Botella intacta, un brindis se pacta
Jackson Browne (gringo roquero)
¡Válgame unas santas copas todo lo que ha acaecido! Cada vez que me acuerdo, me persigno y hago un brindis por haber salvado el pellejo de las correrías dominicales. Porque solo la estoy contando gracias al Señor que es mi pastor y la botella que puso en mis manos.
Así pasaron las cosas. Días después de mi encuentro cercano con el peñasco aquel, con la mitad del cerebro escapándose por el rajo abierto más grande del mundo, vino el acabóse. El Big Bang. La frente tomó vida propia y se hinchó. Se hinchó y creció y me transfiguró. ¡Qué diablos! Agachado por el peso –sí, un plomo en la cabeza- partí raudo a buscarme una cura. La ocasión y el dolor ameritaban Clos, pero ni él ni Tetra alguno se divisaban en los estantes del almacén.
Valga decir que mi sufrimiento valía lágrimas que mi honra gallardamente retuvo. La misericordia del dueño -¡Dios lo tenga en su gloria y se lo pague!- fue mi salvación. Con palabras que mi adolorido cerebro no pudo retener, me entregó una botella y me animó con la presión de sus manos en mi espalda, a visitar un médico.
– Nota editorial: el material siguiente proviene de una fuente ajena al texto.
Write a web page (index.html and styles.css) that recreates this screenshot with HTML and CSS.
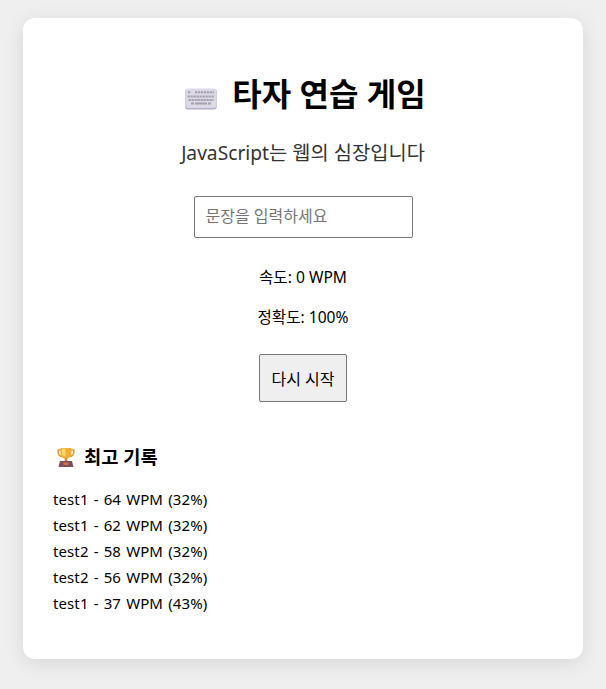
FILE: index.html
```html
<!DOCTYPE html>
<html lang="ko">
<head>
<meta charset="UTF-8">
<title>타자 연습 게임</title>
<link rel="stylesheet" href="styles.css">
</head>
<body>
<main class="container">
  <h1 class="title">
    <svg class="keyboard" viewBox="0 0 32 22" aria-hidden="true">
      <rect x="0.3" y="1" width="31.4" height="20.6" rx="2.5" fill="#b7aec8"/>
      <rect x="0.6" y="0.5" width="30.8" height="19.4" rx="2.2" fill="#ddd8e5"/>
      <g stroke="#a5a1aa" stroke-width="2" fill="none">
        <path d="M3 4.2h3M10 4.2h19" stroke-dasharray="2.3 .7"/>
        <path d="M2.5 8.5h27M3.5 12h25" stroke-dasharray="2.3 .7"/>
        <path d="M6 15.6h3M10 15.6h12M23 15.6h3"/>
      </g>
    </svg>
    <span>타자 연습 게임</span>
  </h1>
  <p class="sentence"><span class="latin">JavaScript</span>는 웹의 심장입니다</p>
  <input class="entry" type="text" placeholder="문장을 입력하세요">
  <p class="stat speed">속도: 0 WPM</p>
  <p class="stat accuracy">정확도: 100%</p>
  <button class="restart" type="button">다시 시작</button>
  <section class="records">
    <h3 class="records-title">
      <svg class="trophy" viewBox="0 0 20 20" aria-hidden="true">
        <path d="M5 3H2.200v2c0 3 2 4.500 5 4.500M15 3h2.800v2c0 3-2 4.500-5 4.500" fill="none" stroke="#e99b32" stroke-width="1.600"/>
        <path d="M4.500 1h11v4.500c0 4-2 6-5.500 6s-5.500-2-5.500-6z" fill="#f3ad35"/>
        <path d="M6 1.500h3.500v8C7 9 6 7.500 6 5z" fill="#ffd469"/>
        <path d="M9 11h2l.6 3H8.400z" fill="#df8739"/>
        <path d="M4 14h12l1.500 6h-15z" fill="#805060"/>
        <path d="M7.500 15.700h5v2.200h-5z" fill="#d4783f"/>
      </svg>
      <span>최고 기록</span>
    </h3>
    <ul class="record-list">
      <li>test1 - 64 WPM (32%)</li>
      <li>test1 - 62 WPM (32%)</li>
      <li>test2 - 58 WPM (32%)</li>
      <li>test2 - 56 WPM (32%)</li>
      <li>test1 - 37 WPM (43%)</li>
    </ul>
  </section>
</main>
</body>
</html>
```
FILE: styles.css
```css
* { box-sizing: border-box; }
body {
  margin: 0;
  height: 689px;
  overflow: hidden;
  padding-top: 18px;
  background: #efefef;
  color: #000;
  font-family: "Noto Sans", "Noto Sans CJK KR", sans-serif;
  font-size: 15px;
}
.container {
  width: 560px;
  height: 641px;
  margin: 0 auto;
  padding: 53px 30px 30px;
  background: #fff;
  border-radius: 12px;
  box-shadow: 0 4px 20px rgba(0, 0, 0, 0.1);
  display: flex;
  flex-direction: column;
  align-items: center;
}
.title {
  margin: 0;
  padding-left: 5px;
  height: 46px;
  display: flex;
  align-items: center;
  gap: 15px;
  font-size: 32px;
  line-height: 46px;
  white-space: nowrap;
}
.keyboard { width: 32px; height: 22px; margin-top: 10px; }
.sentence {
  margin: 20px 0 0;
  font-size: 19.8px;
  line-height: 32px;
  color: #333;
  white-space: nowrap;
}
.latin { font-size: 19.2px; }
.entry {
  width: 219px;
  height: 42px;
  margin-top: 27px;
  padding: 0 11px 2px;
  border: 1px solid #767676;
  border-radius: 2px;
  font: inherit;
  font-size: 16px;
}
.entry::placeholder { color: #757575; opacity: 1; }
.stat { margin: 0; font-size: 15.600px; line-height: 24px; }
.speed { margin-top: 27px; }
.accuracy { margin-top: 16px; }
.restart {
  width: 88px;
  height: 48px;
  margin-top: 25px;
  padding: 0;
  border: 1px solid #767676;
  border-radius: 2px;
  background: #efefef;
  color: #000;
  font: inherit;
  font-size: 16px;
  white-space: nowrap;
}
.records { width: 100%; margin-top: 41px; }
.records-title {
  margin: 0;
  padding-left: 3px;
  display: flex;
  align-items: center;
  gap: 8px;
  font-size: 18.720px;
  line-height: 28px;
}
.trophy { width: 20px; height: 20px; }
.record-list {
  margin: 15px 0 0;
  padding: 0;
  list-style: none;
  line-height: 26px;
  letter-spacing: 0.1px;
  word-spacing: 1.1px;
}
```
Hazte ver, creo que fueron sus palabras de aliento.
Oí su sabio consejo y partí al consultorio. Cada tanto debía parar y untar mis labios con el antibiótico tinto. No habría podido llegar a la meta sin su apoyo. Gracias, amigo.
Arribé con la cabeza gacha de tanta presión, pero la botella en ristre en señal de victoria. Todos en la sala de espera se apartaron rápidamente para abrirme paso, admirados de mi hazaña. El angelito de blanco en el mesón, sin embargo, me lo hizo difícil:
-- Señor, tome asiento y lo llamaremos.
-- Qué asiento, mijita. ¿No ve que se me escapa el cerebro?
En eso estábamos, ella fingiendo que no me comprendía y yo defendiendo mis derechos, cuando ocurrió. Se oyeron algunos gritos en la sala, y entró la afrenta más grande a una botella que haya visto jamás. Caminando semi encorvado, con las manos aferrándose a sus muslos y los pantalones a medio camino, un hombre bramaba a viva voz: “Me caí en la botella, me caí en la botella”. Y sí, de esa parte donde sale lo peor de la humanidad, se asomaba una tres cuartos cuya etiqueta no pude ver. Abracé a la mía para que no viera semejante espectáculo, y me volví invisible en un rincón para que el castrador de botellas no se me acercara.
No sé cuánto más tarde, todavía en shock, oí que me llamaban. Un hombre de blanco me hizo pasar a una sala. Quiso retener mi botella y no lo dejé, ¡cómo después de lo visto!
Algo me hicieron en la cabeza, algo apretaron, algo líquido echaron. Ya no importa. Salí con un parche gigante en mi frente, aturdido, pero a salvo con la botella en las manos. Y que estuviera en mis manos, dadas las circunstancias, fue mi motivo para agradecerle encarecidamente al Señor. ¡Salud!